たべものラジオを聞いてくださっている方なら知っているだろうけれど、いつもとんでもないところに「?」を見つけて、気の向くままに調べまくっている。時々自分でも嫌になるくらいなのだが、性分なんだろうね。仕方がない。そのおかげで面白いことを見つけられる時もあるから、良しとするか。
座右の銘と言うほどのことではないけれど、気に入っていて大切にしている言葉がある。「知識は知恵の源泉」「枯れ木に花が咲くを驚くより、生木に花が咲くを驚け」「不立文字」といったところだ。「枯れ木に花が咲くを驚くより、生木に花が咲くを驚け」というのは、江戸時代の学者三浦梅園の言葉。実際は漢詩みたいなんだけど、まぁ意味は同じこと。とんでもないことが起きたら驚くかもしれないけれど、そんなことよりもいつも目にしていることをよく見ると、実はスゴイことなんじゃないかって。たべものラジオのスタイルの原点かもね。
ちなみに、不立文字は禅宗の言葉。書物から勉強することも大切だけれど、真実はそこにはない。文字に立たず。自らの五感で体感しなさいってこと。3つをまとめると「いつもの風景を当たり前と思わず学べ、そして体で感じろ。そうやって得たものを知恵として使え」ってところかな。ぼくなりの解釈だけどね。
こんなところが、たべものラジオの特徴に影響しているんだろうなあ。面倒くさい性格だ。
番組を作るステップはこんな感じ。概略を把握するためにとりあえず1~3冊くらい読む。読書メモを取りながらね。で、全体の構成を考えて、文字原稿を書いていく。書きながら疑問に思ったことは、都度調べる。ネットで理解できないようなことや、深みにハマりそうな内容だったら追加で本を買ったり、解説動画などで勉強したり。ある程度進んだら、番組の時間を想定しながら手書きのシートにまとめていく。この時、不要な情報や追加したら面白そうなエピソードを加えていく。
改めて文字起こししてみると、メチャクチャ面倒くさいことやってるなあ。実際、文字原稿が無くても読後すぐだったら簡単なメモだけで喋れるとは思うんだ。とは思うんだけど、なんだか違う気がするのよ。自分の言葉が空中を滑っていく感じがする。というのも、ほとんど本の受売りになるからね。それはそれで良いのだろうけど、なんだかしっくりこない。それに、喋ったあと忘れちゃうことも多くてさ。

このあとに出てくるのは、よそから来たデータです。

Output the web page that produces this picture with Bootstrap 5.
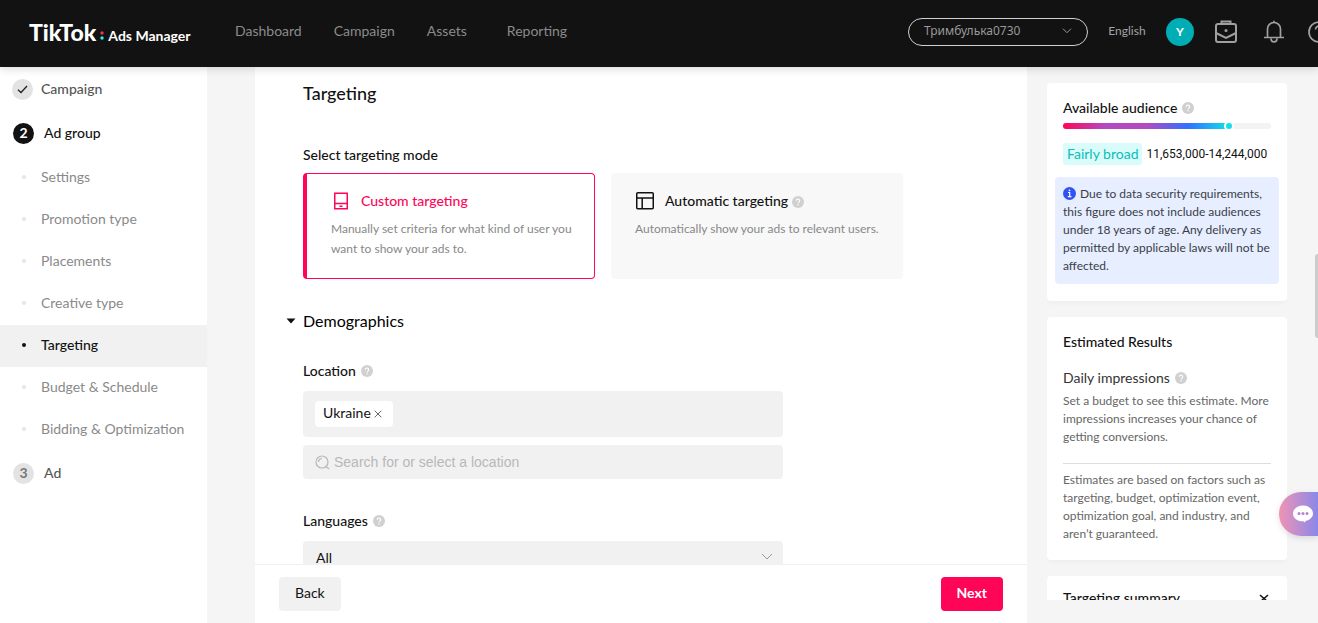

もしかしたら、こういう面倒くさいことをやっているおかげで知識が蓄積されていくのかも。
手書きシートに書き起こすのは、要約するため。この作業のお陰で、なんとか聞ける程度の情報量になっているんだろうし、話がまとまるんだと思うんだ。これを省くと話が散らかりそう。で、この手書きシートを書くための資料として、自分専用の教科書として文字原稿を書いている。そんな感覚かな。
そういえば、最近、文字原稿の価値はもうひとつありそうだと思うようになった。思考の速度をゆっくりにすること。当然だけど、文字を入力するスピードは思考速度よりも遅い。しかも、それなりに気を使っていないと文章が成立しないわけだ。話し言葉の場合は主語と述語がちゃんと完成していなくてもなんとかなるし、一文が長くても聞けてしまう。だけど、文章に書き起こす時はそうはいかないよね。まともに読める程度には文章にしなくちゃいけない。自分しか読まないとしてもだ。だから、考えるスピードは必然的にゆっくりになる。
ゆっくりと、しかも文章の整合性を考えながら書いていくと、普段なら気が付かないところに注意が向く事が多いんだよね。「あれ?これ、ホントに合ってるんだっけ?」「なんだか辻褄が合わないんじゃない?」とかそんなことを感じるんだ。気がついちゃったから、しょうがない。ちょっと調べてみる。とりあえずウィキペディアとかで。そこでなんとなくわかったような気持ちになるんだけど、時々そうじゃない時がある。それまでに読んでいた本の内容と整合性がとれないとか、他のサイトと話が合わないとか。となると「どゆこと?」ってなるじゃない。だから、また色んなところを探りに行くんだけど、ネットで調べるのがめんどくさくなって、また追加で本を購入しちゃったりもする。こういう時に、学生時代の教科書を開くと、教科書ってスゲーって驚くんだよ。辞書もそう。ホントに偉大だよなあ。世の中の書籍の中で、最もコスパの良いものは教科書かもしれない。
今日も読んでくれてありがとうございます。思考のスピードをコントロール出来たら良いな。レスポンスよく対話したり議論なら、ハイスピード。それから、しっかりと事象を把握して思考を巡らせる時はロースピードってな具合にね。ついでに喋るスピードもゆっくりになるとなお良い。